**Exercise**.
Of all the lines in the material below, how many include the string "with"? Give the number only.

**Input rows**.
────

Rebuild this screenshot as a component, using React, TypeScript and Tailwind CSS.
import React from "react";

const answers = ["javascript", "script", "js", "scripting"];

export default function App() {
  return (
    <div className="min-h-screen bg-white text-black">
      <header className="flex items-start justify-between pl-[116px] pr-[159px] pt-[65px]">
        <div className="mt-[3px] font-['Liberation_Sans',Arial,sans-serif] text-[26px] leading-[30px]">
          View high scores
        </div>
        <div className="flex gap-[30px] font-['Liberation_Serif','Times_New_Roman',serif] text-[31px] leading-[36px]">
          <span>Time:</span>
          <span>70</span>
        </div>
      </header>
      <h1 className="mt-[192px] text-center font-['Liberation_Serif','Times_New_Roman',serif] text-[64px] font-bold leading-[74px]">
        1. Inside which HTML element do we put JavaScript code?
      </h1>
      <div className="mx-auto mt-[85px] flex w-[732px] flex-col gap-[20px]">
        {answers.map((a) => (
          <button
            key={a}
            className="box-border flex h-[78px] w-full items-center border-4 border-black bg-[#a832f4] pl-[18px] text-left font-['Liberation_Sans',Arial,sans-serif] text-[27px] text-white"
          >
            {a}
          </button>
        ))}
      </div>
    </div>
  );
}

────

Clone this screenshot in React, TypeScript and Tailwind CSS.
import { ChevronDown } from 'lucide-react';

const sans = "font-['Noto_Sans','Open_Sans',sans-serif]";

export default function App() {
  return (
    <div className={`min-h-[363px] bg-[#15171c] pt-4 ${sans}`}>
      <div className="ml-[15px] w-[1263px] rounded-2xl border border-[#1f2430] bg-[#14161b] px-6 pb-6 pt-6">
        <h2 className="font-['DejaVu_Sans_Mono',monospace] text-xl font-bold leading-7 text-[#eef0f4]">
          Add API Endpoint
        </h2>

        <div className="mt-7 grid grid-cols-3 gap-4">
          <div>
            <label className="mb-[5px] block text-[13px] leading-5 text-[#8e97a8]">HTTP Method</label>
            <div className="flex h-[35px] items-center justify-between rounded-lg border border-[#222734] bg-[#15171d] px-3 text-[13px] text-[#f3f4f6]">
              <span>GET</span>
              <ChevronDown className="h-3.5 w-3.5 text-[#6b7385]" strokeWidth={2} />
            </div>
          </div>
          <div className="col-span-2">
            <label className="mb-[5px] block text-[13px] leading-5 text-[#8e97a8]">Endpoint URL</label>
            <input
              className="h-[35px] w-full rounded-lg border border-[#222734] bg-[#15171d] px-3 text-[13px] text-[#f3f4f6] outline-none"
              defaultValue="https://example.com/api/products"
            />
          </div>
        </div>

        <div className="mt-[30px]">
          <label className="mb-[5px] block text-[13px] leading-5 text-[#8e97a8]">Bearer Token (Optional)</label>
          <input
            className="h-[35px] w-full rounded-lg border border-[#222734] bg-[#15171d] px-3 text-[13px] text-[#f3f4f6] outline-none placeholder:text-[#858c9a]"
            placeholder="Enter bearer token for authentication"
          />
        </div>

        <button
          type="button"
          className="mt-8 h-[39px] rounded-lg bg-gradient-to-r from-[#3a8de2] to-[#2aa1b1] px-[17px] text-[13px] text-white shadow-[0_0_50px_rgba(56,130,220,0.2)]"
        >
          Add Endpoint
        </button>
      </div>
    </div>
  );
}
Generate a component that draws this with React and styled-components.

────

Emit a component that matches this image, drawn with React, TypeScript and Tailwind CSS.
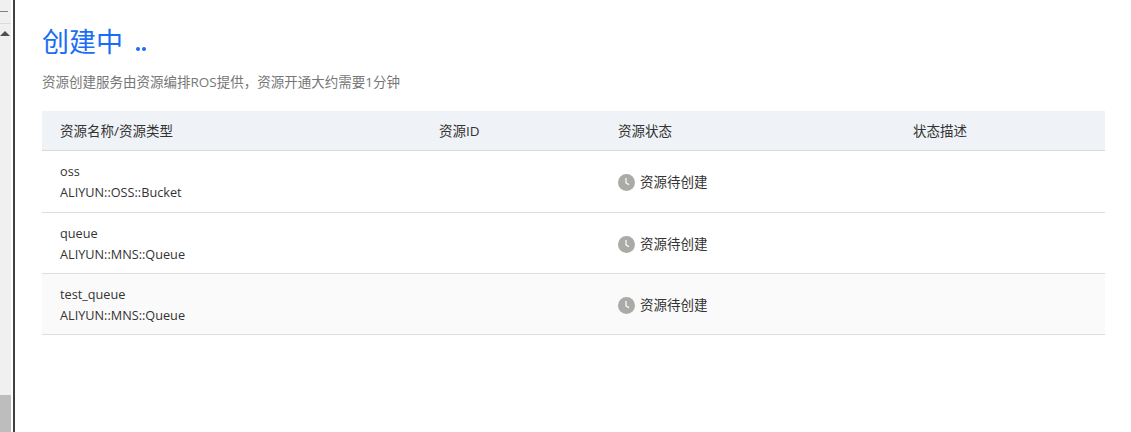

────

**Result of this exercise**.
2